━━━━━ Data shown ━━━━━

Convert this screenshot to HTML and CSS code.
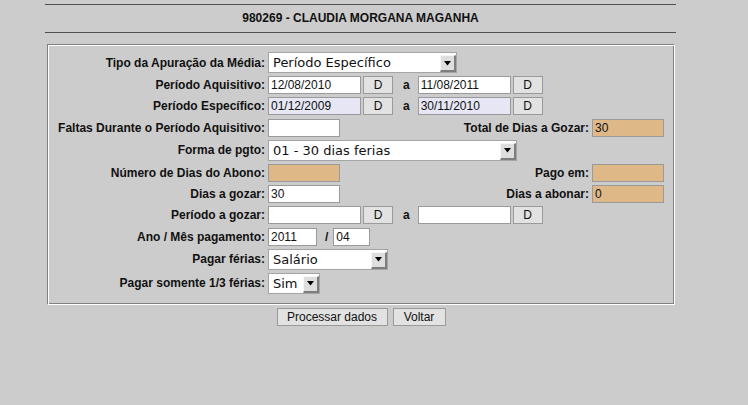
FILE: index.html
```html
<!DOCTYPE html>
<html lang="pt">
<head>
<meta charset="utf-8">
<title>Férias</title>
<link rel="stylesheet" href="styles.css">
</head>
<body>
<div class="page">
  <div class="header">
    <h1 class="title">980269 - CLAUDIA MORGANA MAGANHA</h1>
  </div>

  <div class="panel">
    <div class="row">
      <label class="lbl">Tipo da Apuração da Média:</label>
      <div class="select sel-tipo"><span class="sel-text">Período Específico</span><span class="sel-btn"><svg width="7" height="5" viewBox="0 0 7 5"><polygon points="0,0 7,0 3.5,4.5" fill="#000"/></svg></span></div>
    </div>

    <div class="row">
      <label class="lbl">Período Aquisitivo:</label>
      <input class="inp w-date" type="text" value="12/08/2010">
      <button class="dbtn">D</button>
      <span class="sep">a</span>
      <input class="inp w-date" type="text" value="11/08/2011">
      <button class="dbtn">D</button>
    </div>

    <div class="row">
      <label class="lbl">Período Específico:</label>
      <input class="inp w-date lav" type="text" value="01/12/2009">
      <button class="dbtn">D</button>
      <span class="sep">a</span>
      <input class="inp w-date lav" type="text" value="30/11/2010">
      <button class="dbtn">D</button>
    </div>

    <div class="row">
      <label class="lbl">Faltas Durante o Período Aquisitivo:</label>
      <input class="inp w-num" type="text" value="">
      <div class="right">
        <label class="lbl-r">Total de Dias a Gozar:</label>
        <input class="inp w-num tan" type="text" value="30">
      </div>
    </div>

    <div class="row">
      <label class="lbl">Forma de pgto:</label>
      <div class="select sel-forma"><span class="sel-text">01 - 30 dias ferias</span><span class="sel-btn"><svg width="7" height="5" viewBox="0 0 7 5"><polygon points="0,0 7,0 3.5,4.5" fill="#000"/></svg></span></div>
    </div>

    <div class="row">
      <label class="lbl">Número de Dias do Abono:</label>
      <input class="inp w-num tan" type="text" value="">
      <div class="right">
        <label class="lbl-r">Pago em:</label>
        <input class="inp w-num tan" type="text" value="">
      </div>
    </div>

    <div class="row">
      <label class="lbl">Dias a gozar:</label>
      <input class="inp w-num" type="text" value="30">
      <div class="right">
        <label class="lbl-r">Dias a abonar:</label>
        <input class="inp w-num tan" type="text" value="0">
      </div>
    </div>

    <div class="row">
      <label class="lbl">Período a gozar:</label>
      <input class="inp w-date" type="text" value="">
      <button class="dbtn">D</button>
      <span class="sep">a</span>
      <input class="inp w-date" type="text" value="">
      <button class="dbtn">D</button>
    </div>

    <div class="row">
      <label class="lbl">Ano / Mês pagamento:</label>
      <input class="inp w-year" type="text" value="2011">
      <span class="slash">/</span>
      <input class="inp w-month" type="text" value="04">
    </div>

    <div class="row">
      <label class="lbl">Pagar férias:</label>
      <div class="select sel-pagar"><span class="sel-text">Salário</span><span class="sel-btn"><svg width="7" height="5" viewBox="0 0 7 5"><polygon points="0,0 7,0 3.5,4.5" fill="#000"/></svg></span></div>
    </div>

    <div class="row">
      <label class="lbl">Pagar somente 1/3 férias:</label>
      <div class="select sel-terco"><span class="sel-text">Sim</span><span class="sel-btn"><svg width="7" height="5" viewBox="0 0 7 5"><polygon points="0,0 7,0 3.5,4.5" fill="#000"/></svg></span></div>
    </div>
  </div>

  <div class="actions">
    <button class="btn btn-proc">Processar dados</button>
    <button class="btn btn-volt">Voltar</button>
  </div>
</div>
</body>
</html>
```

FILE: styles.css
```css
html, body {
  margin: 0;
  padding: 0;
  background: #cccccc;
}

body {
  font-family: "Liberation Sans", Arial, sans-serif;
  font-size: 12px;
  color: #111;
}

.page {
  padding-top: 4px;
}

.header {
  margin-left: 45px;
  width: 631px;
  border-top: 1px solid #505050;
  border-bottom: 1px solid #505050;
  height: 27px;
}

.title {
  margin: 0;
  font-size: 12px;
  font-weight: bold;
  line-height: 27px;
  text-align: center;
  color: #111;
}

.panel {
  margin: 11px 0 0 47px;
  width: 628px;
  box-sizing: border-box;
  display: flex;
  flex-direction: column;
  gap: 3.2px;
  border-top: 1px solid #808080;
  border-left: 1px solid #808080;
  border-right: 1px solid #ffffff;
  border-bottom: 1px solid #ffffff;
  box-shadow: inset 1px 1px 0 #ffffff, inset -1px -1px 0 #808080;
  padding: 7px 10px 10px 1px;
}

.row {
  display: flex;
  align-items: center;
  line-height: 14px;
}

.lbl {
  flex: none;
  width: 216px;
  margin-right: 3px;
  text-align: right;
  font-weight: bold;
  white-space: nowrap;
}

.right {
  margin-left: auto;
  display: flex;
  align-items: center;
}

.lbl-r {
  font-weight: bold;
  margin-right: 3px;
  white-space: nowrap;
}

.inp {
  box-sizing: border-box;
  height: 18px;
  margin: 0;
  padding: 0 2px;
  border: 1px solid #9a9a9a;
  background: #ffffff;
  font-family: "Liberation Sans", Arial, sans-serif;
  font-size: 12px;
  color: #111;
  outline: none;
}

.w-date { width: 93px; }
.w-num { width: 72px; }
.w-year { width: 49px; }
.w-month { width: 37px; }

.lav { background: #e6e6f4; }
.tan { background: #deb887; }

.dbtn {
  box-sizing: border-box;
  width: 30px;
  height: 18px;
  margin: 0 0 0 2px;
  padding: 0;
  border: 1px solid #9a9a9a;
  background: #e2e2e2;
  font-family: "Liberation Sans", Arial, sans-serif;
  font-size: 12px;
  color: #111;
}

.sep {
  font-weight: bold;
  margin: 0 8px 0 10px;
}

.slash {
  font-weight: bold;
  margin: 0 5px 0 8px;
}

.select {
  box-sizing: border-box;
  display: flex;
  align-items: stretch;
  height: 21px;
  background: #ffffff;
  border: 1px solid #a4a4a4;
}

.sel-text {
  flex: 1;
  padding-left: 4px;
  font-family: "DejaVu Sans", Verdana, sans-serif;
  font-size: 13px;
  line-height: 19px;
  color: #111;
  white-space: nowrap;
  overflow: hidden;
}

.sel-btn {
  box-sizing: border-box;
  flex: none;
  width: 16px;
  margin: 2px 0 0 0;
  display: flex;
  align-items: center;
  justify-content: center;
  background: #dedede;
  border-top: 1px solid #f6f6f6;
  border-left: 1px solid #f6f6f6;
  border-right: 2px solid #7e7e7e;
  border-bottom: 2px solid #7e7e7e;
}

.sel-tipo { width: 189px; }
.sel-forma { width: 249px; }
.sel-pagar { width: 120px; }
.sel-terco { width: 52px; }

.actions {
  margin: 3px 0 0 47px;
  width: 628px;
  display: flex;
  justify-content: center;
  gap: 5px;
}

.btn {
  box-sizing: border-box;
  height: 18px;
  margin: 0;
  padding: 0;
  border: 1px solid #9a9a9a;
  background: #e2e2e2;
  font-family: "Liberation Sans", Arial, sans-serif;
  font-size: 12px;
  color: #111;
}

.btn-proc { width: 111px; }
.btn-volt { width: 53px; }
```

━━━━━

--- Exercise objective ---
From the data above, write out everything exactly except the pictures.

--- Solution ---
Convert this screenshot to HTML and CSS code.
FILE: index.html
```html
<!DOCTYPE html>
<html lang="pt">
<head>
<meta charset="utf-8">
<title>Férias</title>
<link rel="stylesheet" href="styles.css">
</head>
<body>
<div class="page">
  <div class="header">
    <h1 class="title">980269 - CLAUDIA MORGANA MAGANHA</h1>
  </div>

  <div class="panel">
    <div class="row">
      <label class="lbl">Tipo da Apuração da Média:</label>
      <div class="select sel-tipo"><span class="sel-text">Período Específico</span><span class="sel-btn"><svg width="7" height="5" viewBox="0 0 7 5"><polygon points="0,0 7,0 3.5,4.5" fill="#000"/></svg></span></div>
    </div>

    <div class="row">
      <label class="lbl">Período Aquisitivo:</label>
      <input class="inp w-date" type="text" value="12/08/2010">
      <button class="dbtn">D</button>
      <span class="sep">a</span>
      <input class="inp w-date" type="text" value="11/08/2011">
      <button class="dbtn">D</button>
    </div>

    <div class="row">
      <label class="lbl">Período Específico:</label>
      <input class="inp w-date lav" type="text" value="01/12/2009">
      <button class="dbtn">D</button>
      <span class="sep">a</span>
      <input class="inp w-date lav" type="text" value="30/11/2010">
      <button class="dbtn">D</button>
    </div>

    <div class="row">
      <label class="lbl">Faltas Durante o Período Aquisitivo:</label>
      <input class="inp w-num" type="text" value="">
      <div class="right">
        <label class="lbl-r">Total de Dias a Gozar:</label>
        <input class="inp w-num tan" type="text" value="30">
      </div>
    </div>

    <div class="row">
      <label class="lbl">Forma de pgto:</label>
      <div class="select sel-forma"><span class="sel-text">01 - 30 dias ferias</span><span class="sel-btn"><svg width="7" height="5" viewBox="0 0 7 5"><polygon points="0,0 7,0 3.5,4.5" fill="#000"/></svg></span></div>
    </div>

    <div class="row">
      <label class="lbl">Número de Dias do Abono:</label>
      <input class="inp w-num tan" type="text" value="">
      <div class="right">
        <label class="lbl-r">Pago em:</label>
        <input class="inp w-num tan" type="text" value="">
      </div>
    </div>

    <div class="row">
      <label class="lbl">Dias a gozar:</label>
      <input class="inp w-num" type="text" value="30">
      <div class="right">
        <label class="lbl-r">Dias a abonar:</label>
        <input class="inp w-num tan" type="text" value="0">
      </div>
    </div>

    <div class="row">
      <label class="lbl">Período a gozar:</label>
      <input class="inp w-date" type="text" value="">
      <button class="dbtn">D</button>
      <span class="sep">a</span>
      <input class="inp w-date" type="text" value="">
      <button class="dbtn">D</button>
    </div>

    <div class="row">
      <label class="lbl">Ano / Mês pagamento:</label>
      <input class="inp w-year" type="text" value="2011">
      <span class="slash">/</span>
      <input class="inp w-month" type="text" value="04">
    </div>

    <div class="row">
      <label class="lbl">Pagar férias:</label>
      <div class="select sel-pagar"><span class="sel-text">Salário</span><span class="sel-btn"><svg width="7" height="5" viewBox="0 0 7 5"><polygon points="0,0 7,0 3.5,4.5" fill="#000"/></svg></span></div>
    </div>

    <div class="row">
      <label class="lbl">Pagar somente 1/3 férias:</label>
      <div class="select sel-terco"><span class="sel-text">Sim</span><span class="sel-btn"><svg width="7" height="5" viewBox="0 0 7 5"><polygon points="0,0 7,0 3.5,4.5" fill="#000"/></svg></span></div>
    </div>
  </div>

  <div class="actions">
    <button class="btn btn-proc">Processar dados</button>
    <button class="btn btn-volt">Voltar</button>
  </div>
</div>
</body>
</html>
```

FILE: styles.css
```css
html, body {
  margin: 0;
  padding: 0;
  background: #cccccc;
}

body {
  font-family: "Liberation Sans", Arial, sans-serif;
  font-size: 12px;
  color: #111;
}

.page {
  padding-top: 4px;
}

.header {
  margin-left: 45px;
  width: 631px;
  border-top: 1px solid #505050;
  border-bottom: 1px solid #505050;
  height: 27px;
}

.title {
  margin: 0;
  font-size: 12px;
  font-weight: bold;
  line-height: 27px;
  text-align: center;
  color: #111;
}

.panel {
  margin: 11px 0 0 47px;
  width: 628px;
  box-sizing: border-box;
  display: flex;
  flex-direction: column;
  gap: 3.2px;
  border-top: 1px solid #808080;
  border-left: 1px solid #808080;
  border-right: 1px solid #ffffff;
  border-bottom: 1px solid #ffffff;
  box-shadow: inset 1px 1px 0 #ffffff, inset -1px -1px 0 #808080;
  padding: 7px 10px 10px 1px;
}

.row {
  display: flex;
  align-items: center;
  line-height: 14px;
}

.lbl {
  flex: none;
  width: 216px;
  margin-right: 3px;
  text-align: right;
  font-weight: bold;
  white-space: nowrap;
}

.right {
  margin-left: auto;
  display: flex;
  align-items: center;
}

.lbl-r {
  font-weight: bold;
  margin-right: 3px;
  white-space: nowrap;
}

.inp {
  box-sizing: border-box;
  height: 18px;
  margin: 0;
  padding: 0 2px;
  border: 1px solid #9a9a9a;
  background: #ffffff;
  font-family: "Liberation Sans", Arial, sans-serif;
  font-size: 12px;
  color: #111;
  outline: none;
}

.w-date { width: 93px; }
.w-num { width: 72px; }
.w-year { width: 49px; }
.w-month { width: 37px; }

.lav { background: #e6e6f4; }
.tan { background: #deb887; }

.dbtn {
  box-sizing: border-box;
  width: 30px;
  height: 18px;
  margin: 0 0 0 2px;
  padding: 0;
  border: 1px solid #9a9a9a;
  background: #e2e2e2;
  font-family: "Liberation Sans", Arial, sans-serif;
  font-size: 12px;
  color: #111;
}

.sep {
  font-weight: bold;
  margin: 0 8px 0 10px;
}

.slash {
  font-weight: bold;
  margin: 0 5px 0 8px;
}

.select {
  box-sizing: border-box;
  display: flex;
  align-items: stretch;
  height: 21px;
  background: #ffffff;
  border: 1px solid #a4a4a4;
}

.sel-text {
  flex: 1;
  padding-left: 4px;
  font-family: "DejaVu Sans", Verdana, sans-serif;
  font-size: 13px;
  line-height: 19px;
  color: #111;
  white-space: nowrap;
  overflow: hidden;
}

.sel-btn {
  box-sizing: border-box;
  flex: none;
  width: 16px;
  margin: 2px 0 0 0;
  display: flex;
  align-items: center;
  justify-content: center;
  background: #dedede;
  border-top: 1px solid #f6f6f6;
  border-left: 1px solid #f6f6f6;
  border-right: 2px solid #7e7e7e;
  border-bottom: 2px solid #7e7e7e;
}

.sel-tipo { width: 189px; }
.sel-forma { width: 249px; }
.sel-pagar { width: 120px; }
.sel-terco { width: 52px; }

.actions {
  margin: 3px 0 0 47px;
  width: 628px;
  display: flex;
  justify-content: center;
  gap: 5px;
}

.btn {
  box-sizing: border-box;
  height: 18px;
  margin: 0;
  padding: 0;
  border: 1px solid #9a9a9a;
  background: #e2e2e2;
  font-family: "Liberation Sans", Arial, sans-serif;
  font-size: 12px;
  color: #111;
}

.btn-proc { width: 111px; }
.btn-volt { width: 53px; }
```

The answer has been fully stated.